Мередит положила голову на спинку дивана, глядя сухими глазами в потолок, отказываясь дать волю сжимавшим горло слезам. Паркер никогда бы не заставил ее чувствовать себя такой жалкой и ничтожной. Никогда. На такое способен лишь Мэтт. Но даже сознавая это, Мередит хотела его.

Это озарение, ужасающее, непрошеное, неоспоримое, невыносимое, оглушило ее.

Всего лишь за несколько дней Мэтт сумел довести ее до полной и позорной капитуляции. Слезы стыда и безнадежности сверкали в глазах Мередит. Он даже не признался ей в любви, чтобы заставить ее отказаться от всех планов на будущее и пожертвовать своей жизнью.

Старинные напольные часы пробили десять. Для Мередит этот звон означал конец ее спокойствию и умиротворению.

Мэтт провел «роллс-ройс» между двумя грузовиками, почти перекрывшими полосу движения, и взял трубку. Часы на приборной доске показывали десять, но Мэтт не посчитал, что звонить в такой час неудобно. Питер Вандервилд ответил после второго звонка, немного испуганный и польщенный столь поздним звонком.

— Моя поездка в Филадельфию полностью удалась, сэр, — начал он, почти уверенный в том, что босс звонит именно поэтому.

— Не важно, — нетерпеливо бросил Мэтт. — Я хочу знать, не произошла ли каким-то образом утечка информации, утечка, которая могла вызвать на Уолл-стрит слухи, что мы пытаемся захватить компанию?

— Не может быть! Я принял все обычные предосторожности, чтобы ни одной душе не было известно О том, что мы скупаем акции, пока не придет срок представить данные в Комиссию по ценным бумагам и биржам. Акции «Бенкрофт» неуклонно растут в цене, поэтому, естественно, последнее время они обходятся нам дороже.

— Я думаю, в игру вступил еще один игрок, — сухо бросил Мэтт. — Необходимо его обнаружить, черт возьми! Займитесь этим!

— Кто-то еще хочет прибрать их к рукам? — удивился Питер. — Я уже думал об атом, но почему?
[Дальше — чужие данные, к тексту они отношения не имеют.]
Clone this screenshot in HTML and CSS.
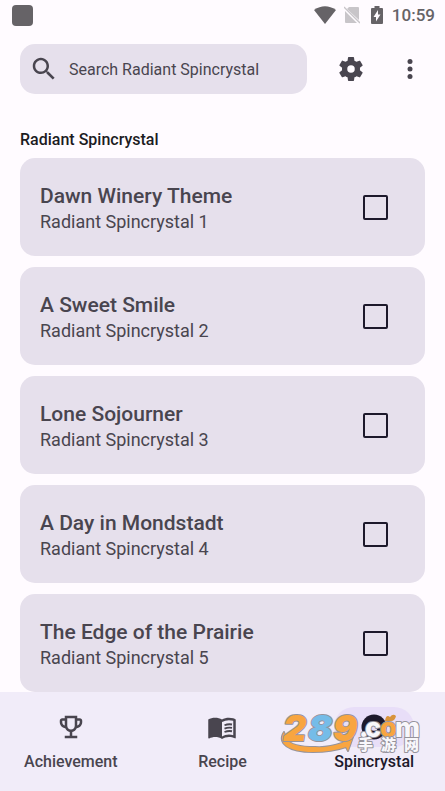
FILE: index.html
```html
<!DOCTYPE html>
<html lang="en">
<head>
<meta charset="utf-8">
<meta name="viewport" content="width=device-width, initial-scale=1">
<title>Radiant Spincrystal</title>
<link rel="stylesheet" href="styles.css">
</head>
<body>
<div class="status">
  <span class="status-app"></span>
  <div class="status-icons">
    <svg width="22" height="18" viewBox="0 0 22 18"><path d="M0 4Q11-3.500 22 4L11 18Z" fill="currentColor"/></svg>
    <svg class="no-sim" width="16" height="18" viewBox="0 0 16 18"><path d="M5 1h9q1 0 1 1v12L3 3zM1 5l12 12H2q-1 0-1-1z" fill="currentColor"/><path d="M0 1l16 16" stroke="currentColor" stroke-width="1.300"/></svg>
    <svg width="12" height="18" viewBox="0 0 12 18"><path d="M3.500 0h5v2H11q1 0 1 1v14q0 1-1 1H1q-1 0-1-1V3q0-1 1-1h2.500z" fill="currentColor"/><path d="M7 4L2.500 11H5v4.500L9.500 8.500H7z" fill="#fffbff"/></svg>
    <time>10:59</time>
  </div>
</div>
<header class="toolbar">
  <label class="search">
    <svg width="30" height="30" viewBox="0 0 24 24"><path fill="currentColor" d="M15.500 14h-.79l-.28-.27C15.410 12.590 16 11.110 16 9.500 16 5.910 13.090 3 9.500 3S3 5.910 3 9.500 5.910 16 9.500 16c1.610 0 3.090-.59 4.230-1.570l.27.28v.79l5 4.990L20.490 19l-4.990-5zm-6 0C7.010 14 5 11.990 5 9.500S7.010 5 9.500 5 14 7.010 14 9.500 11.990 14 9.500 14z"/></svg>
    <input type="search" placeholder="Search Radiant Spincrystal" aria-label="Search Radiant Spincrystal">
  </label>
  <div class="actions">
    <button type="button" aria-label="Settings"><svg width="30" height="30" viewBox="0 0 24 24"><path fill="currentColor" d="M19.140 12.940c.04-.3.06-.61.06-.94 0-.32-.02-.64-.07-.94l2.030-1.580c.18-.14.23-.41.12-.61l-1.920-3.320c-.12-.22-.37-.29-.59-.22l-2.390.96c-.5-.38-1.030-.7-1.620-.94L14.400 2.810c-.04-.24-.24-.41-.48-.41h-3.840c-.24 0-.43.17-.47.41L9.250 5.350C8.660 5.590 8.120 5.920 7.630 6.290L5.240 5.330c-.22-.08-.47 0-.59.22L2.740 8.870c-.12.21-.08.47.12.61l2.030 1.580C4.840 11.360 4.800 11.690 4.800 12s.02.64.07.94l-2.030 1.580c-.18.14-.23.41-.12.61l1.920 3.320c.12.22.37.29.59.22l2.390-.96c.5.38 1.030.7 1.620.94l.36 2.540c.05.24.24.41.48.41h3.840c.24 0 .44-.17.47-.41l.36-2.540c.59-.24 1.130-.56 1.620-.94l2.390.96c.22.08.47 0 .59-.22l1.920-3.320c.12-.22.07-.47-.12-.61L19.140 12.940zM12 15a3 3 0 1 1 0-6 3 3 0 0 1 0 6z"/></svg></button>
    <button type="button" aria-label="More options"><svg width="30" height="30" viewBox="0 0 24 24" fill="currentColor"><circle cx="12" cy="6" r="2"/><circle cx="12" cy="12" r="2"/><circle cx="12" cy="18" r="2"/></svg></button>
  </div>
</header>
<main class="content">
  <h1>Radiant Spincrystal</h1>
  <div class="list">
    <label class="card"><span class="card-text"><span class="title">Dawn Winery Theme</span><span class="subtitle">Radiant Spincrystal 1</span></span><input type="checkbox"></label>
    <label class="card"><span class="card-text"><span class="title">A Sweet Smile</span><span class="subtitle">Radiant Spincrystal 2</span></span><input type="checkbox"></label>
    <label class="card"><span class="card-text"><span class="title">Lone Sojourner</span><span class="subtitle">Radiant Spincrystal 3</span></span><input type="checkbox"></label>
    <label class="card"><span class="card-text"><span class="title">A Day in Mondstadt</span><span class="subtitle">Radiant Spincrystal 4</span></span><input type="checkbox"></label>
    <label class="card"><span class="card-text"><span class="title">The Edge of the Prairie</span><span class="subtitle">Radiant Spincrystal 5</span></span><input type="checkbox"></label>
  </div>
</main>
<nav class="tabs">
  <a href="#achievement"><span class="pill"><svg width="30" height="30" viewBox="0 0 24 24"><path fill="currentColor" d="M19 5h-2V3H7v2H5c-1.100 0-2 .9-2 2v1c0 2.550 1.920 4.630 4.390 4.940.63 1.500 1.980 2.630 3.610 2.960V19H7v2h10v-2h-4v-3.100c1.630-.33 2.980-1.460 3.610-2.960C19.080 12.630 21 10.550 21 8V7c0-1.100-.9-2-2-2zM5 8V7h2v3.820C5.840 10.400 5 9.300 5 8zm7 6c-1.650 0-3-1.350-3-3V5h6v6c0 1.650-1.350 3-3 3zm7-6c0 1.300-.84 2.400-2 2.820V7h2v1z"/></svg></span>Achievement</a>
  <a href="#recipe"><span class="pill"><svg width="30" height="30" viewBox="0 0 24 24"><path fill="currentColor" d="M21 5c-1.110-.35-2.330-.5-3.500-.5-1.950 0-4.050.4-5.500 1.500-1.450-1.100-3.550-1.500-5.500-1.500S2.450 4.900 1 6v14.650c0 .25.25.5.5.5.1 0 .15-.05.25-.05C3.100 20.450 5.050 20 6.500 20c1.950 0 4.050.4 5.500 1.500 1.350-.85 3.800-1.500 5.500-1.500 1.650 0 3.350.3 4.750 1.050.1.05.15.05.25.05.25 0 .5-.25.5-.5V6c-.6-.45-1.250-.75-2-1zm0 13.500c-1.100-.35-2.300-.5-3.500-.5-1.700 0-4.150.65-5.500 1.500V8c1.350-.85 3.800-1.500 5.500-1.500 1.200 0 2.400.15 3.500.5v11.500z"/><path d="M14 10.600q3-1.200 6-.6M14 13.300q3-1.200 6-.6M14 16q3-1.200 6-.6" fill="none" stroke="currentColor" stroke-width="1.500"/></svg></span>Recipe</a>
  <a class="active" href="#spincrystal" aria-current="page"><span class="pill"><svg width="30" height="30" viewBox="0 0 24 24"><circle cx="12" cy="12" r="10" fill="#1d192b"/><circle cx="12" cy="12" r="3" fill="#e8def8"/></svg></span>Spincrystal</a>
  <svg class="mark" width="146" height="50" viewBox="0 0 146 50" role="img" aria-label="289.com 手游网">
    <path d="M4 22C-3 33 8 42 33 42Q52 42 66 37L68 41L73 27L62 33Q48 38 35 37Q12 37 6 29Z" class="orange"/>
    <g class="digits"><text x="3" y="31" class="orange">2</text><text x="28" y="31" class="blue">8</text><text x="53" y="31" class="orange">9</text></g>
    <g class="com"><text x="79" y="27">.</text><text x="85" y="27">c</text><text x="100" y="27" class="orange">o</text><text x="115" y="27">m</text></g>
    <path d="M105 11q1-7 5-4q3-4 6-1q-1 5-5 5z" class="leaf"/>
    <g class="cjk"><text x="78" y="40">手</text><text x="101" y="40">游</text><text x="124" y="40">网</text></g>
  </svg>
</nav>
</body>
</html>
```
FILE: styles.css
```css
* { box-sizing: border-box; }

body {
  display: flex;
  flex-direction: column;
  height: 100vh;
  margin: 0;
  overflow: hidden;
  background: #fffbff;
  color: #49454f;
  font-family: Roboto, "Noto Sans CJK SC", sans-serif;
}

svg { display: block; flex: none; }

.status {
  display: flex;
  flex: none;
  align-items: center;
  justify-content: space-between;
  height: 30px;
  padding: 0 10px 0 12px;
  color: #666367;
}

.status-app {
  width: 21px;
  height: 21px;
  border-radius: 4px;
  background: #666367;
}

.status-icons { display: flex; align-items: center; }
.no-sim { margin: 0 11px 0 8px; color: #c8c5c9; }
.status time { margin-left: 9px; font-size: 17px; font-weight: 500; }

.toolbar {
  display: flex;
  flex: none;
  align-items: center;
  gap: 29px;
  padding: 14px 20px 0;
}

.search {
  display: flex;
  flex: 1;
  align-items: center;
  gap: 10px;
  min-width: 0;
  height: 50px;
  padding: 0 9px;
  border-radius: 15px;
  background: #e6e0ec;
}

.search input {
  flex: 1;
  min-width: 0;
  padding: 2px 0 0;
  border: 0;
  outline: 0;
  background: none;
  color: inherit;
  font: 400 16px/20px Roboto, sans-serif;
}

.search input::placeholder { color: inherit; opacity: 1; }

.actions { display: flex; gap: 29px; }

.actions button {
  padding: 0;
  border: 0;
  background: none;
  color: inherit;
}

.content {
  flex: 1;
  min-height: 0;
  padding: 34px 20px 0;
  overflow: hidden;
}

h1 {
  margin: 0 0 6px;
  color: #1c1b1f;
  font-size: 16px;
  font-weight: 500;
  line-height: 24px;
}

.list { display: flex; flex-direction: column; gap: 11px; }

.card {
  display: flex;
  align-items: center;
  justify-content: space-between;
  padding: 22px 37px 22px 20px;
  border-radius: 15px;
  background: #e6e0ec;
}

.card-text {
  display: flex;
  flex-direction: column;
  padding-top: 4px;
  line-height: 25px;
}

.title { font-size: 21px; font-weight: 500; }
.subtitle { font-size: 18px; }

.card input {
  width: 25px;
  height: 25px;
  margin: 0;
  appearance: none;
  border: 2px solid #1d192b;
  border-radius: 2px;
}

.card input:checked { background: #1d192b; }

.tabs {
  position: relative;
  display: grid;
  flex: none;
  grid-template-columns: repeat(3, 1fr);
  gap: 10px;
  padding: 15px 0 19px;
  background: #f1ecf9;
}

.tabs a {
  display: flex;
  flex-direction: column;
  align-items: center;
  gap: 5px;
  color: inherit;
  font-size: 16px;
  font-weight: 500;
  line-height: 20px;
  text-decoration: none;
}

.tabs .active { color: #1d192b; }

.pill {
  display: grid;
  place-items: center;
  width: 80px;
  height: 40px;
  border-radius: 20px;
}

.active .pill { background: #e8def8; }

.mark {
  position: absolute;
  right: 19px;
  bottom: 31px;
  overflow: visible;
  paint-order: stroke;
  fill: #f8f7fb;
  stroke: #96939b;
  stroke-width: 2px;
  stroke-linejoin: round;
}

.mark .orange { fill: #f8a540; }
.mark .blue { fill: #75bce8; }
.mark .leaf { fill: #d8933c; stroke: none; }
.digits { font: italic 900 36px Inter, sans-serif; }
.com { font: 800 27px Inter, sans-serif; }
.cjk { font: 900 15px "Noto Sans CJK SC", sans-serif; }
```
Совершенно невыгодное сейчас вложение, если только у этого неизвестного нет каких-либо личных причин, как у вас.

— Питер, — предупредил Мэтт, — постарайтесь не совать нос в мои дела, если не хотите заняться изучением объявлений в разделе «Работа».

— Я не хотел… то есть… я читал в газетах… простите…

— Вот и прекрасно, — перебил Мэтт. — Срочно проверьте, верны ли эти слухи, и если действительно кто-то решил поживиться, немедленно узнайте его имя.

Роскошный лайнер медленно скользил по тяжелым волнам Атлантики, то поднимаясь на гребни, то медленно опускаясь, и это непрерывное движение доводило Филипа Бенкрофта однообразием и монотонностью почти до бешенства. Сидя за капитанским столом между женой сенатора и техасским нефтяным магнатом, он с деланным интересом слушал, что говорит соседка:

— Мы прибудем в порт послезавтра, к концу дня. Надеюсь, вам нравится круиз?

— Чрезвычайно, — солгал он, украдкой бросая взгляд на часы. В Чикаго уже девять вечера. Вместо того чтобы оказаться узником в этом плавучем отеле, ему следовало бы сейчас смотреть новости по телевизору или играть в карты в загородном клубе.